English top-flight rugby has rarely been more competitive than it has this season yet talk of ring-fencing the competition continues to loom large.
Premiership Rugby is set to provide an update to its board on Tuesday regarding the proposal to ring-fence the league, despite the fiercest relegation battle for many years currently raging on.
The debate over scrapping relegation and promotion has refused to go away this season and is expected to be high on the agenda at the meeting.
A number of England's leading clubs are reportedly interested in creating a 13-team league that would see the existing 12 Premiership sides joined by London Irish, who currently lead the RFU Championship and are set for promotion.

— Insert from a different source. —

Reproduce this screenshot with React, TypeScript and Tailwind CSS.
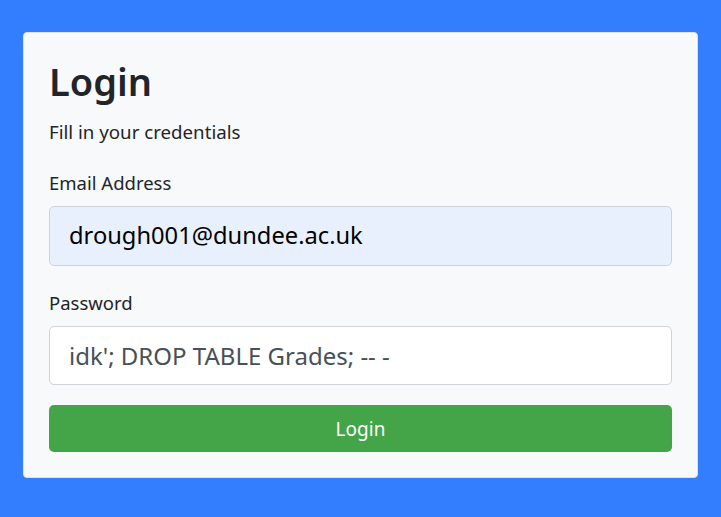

Those 13 teams already make up the Premiership Rugby shareholders and any decision to scrap relegation and promotion would have to be unanimously agreed.
But despite appetite in some quarters, it is a move that risks jeopardising the current levels of excitement that the league is providing.
At present there are just 13 points – three wins and a bonus point – separating the bottom six sides, while there are only eight points between the bottom four.
It is perilous for those involved and there is reason to be fearful for some of English rugby's biggest sides, with Leicester Tigers, one of an elite clutch of clubs never to have been relegated from the top tier, among those facing danger.
Scrapping relegation would guarantee Leicester and the other 12 teams security and provide certain of revenue in the medium term, which could in turn result in greater investment. But it would also remove the excitement that the lower half of the league provides.
The subsequent loss of those competitive games with meaning could also hinder fans' enjoyment and, should the overall product suffer, potentially detract from commercial revenue and broadcast deals.
But while the financial consequences of both systems are open to debate, the limits it will impose on the rest of the Championship's teams is not.
The likes of Yorkshire Carnegie and Bedford Blues will have their potential for growth stunted, which could also have a negative knock-on effect for the grassroots game.
While it is true that relegation battles have not been as intensely fought in recent seasons, with the likes of London Irish, London Welsh, Bristol and Worcester all having been significantly cut adrift, this season has reignited the appeal of the current system, while also giving those in the division below something to aspire to.
It is the kind of competitive and close action that CVC will have hoped for when the private equity company acquired a 27 per cent stake in Premiership Rugby earlier this year, although CVC will likely support the more American strategy of ring-fencing the competition – common to the NFL, NBA and other leading US sports – and their increasing influence could be a factor.
“It is the right time to fundamentally rethink the system in this country as we try to secure financial sustainability for the professional game in England at all levels,” a Premiership Rugby spokesperson said last month. “We are in a dialogue with the RFU, and as we have already announced, we will be coming back to the Premiership Rugby board meeting with an update.”
Convincing the Rugby Football Union, who must agree to the proposal along with the 13 Premiership stake-holding clubs, could be the biggest stumbling block yet for those backing the plan.
In December, interim chief executive Nigel Melville, suggested the proposal was unlikely to go through, but with Bill Sweeney set to take over that role full-time, the new man could have other ideas.
The RFU also recently rejected a proposal from the women's club game to ring-fence the Premiership 15s, which it had been argued would increase investment in the fledgling competition.
It has set a worrying precedent for supporters of the plan, who now face an uphill challenge to scrap relegation, but does not yet spell defeat for the proposal.
Alternative arrangements are also being discussed by league bosses, who have floated the idea of a play-off between the team bottom of the Premiership and the winners of the Championship, ending automatic relegation.
It is a less dramatic proposal, and therefore would seem more likely to garner support from those on the RFU Council, but will still face staunch opposition from a number of Championship clubs.
As the fight to avoid relegation from the Premiership rolls on into the final weeks of the season, it looks likely that there will soon be changes to the current format, but with the relegation scrap the league's biggest allure until the post-season play-offs, ditching it entirely may prove to be a mistake.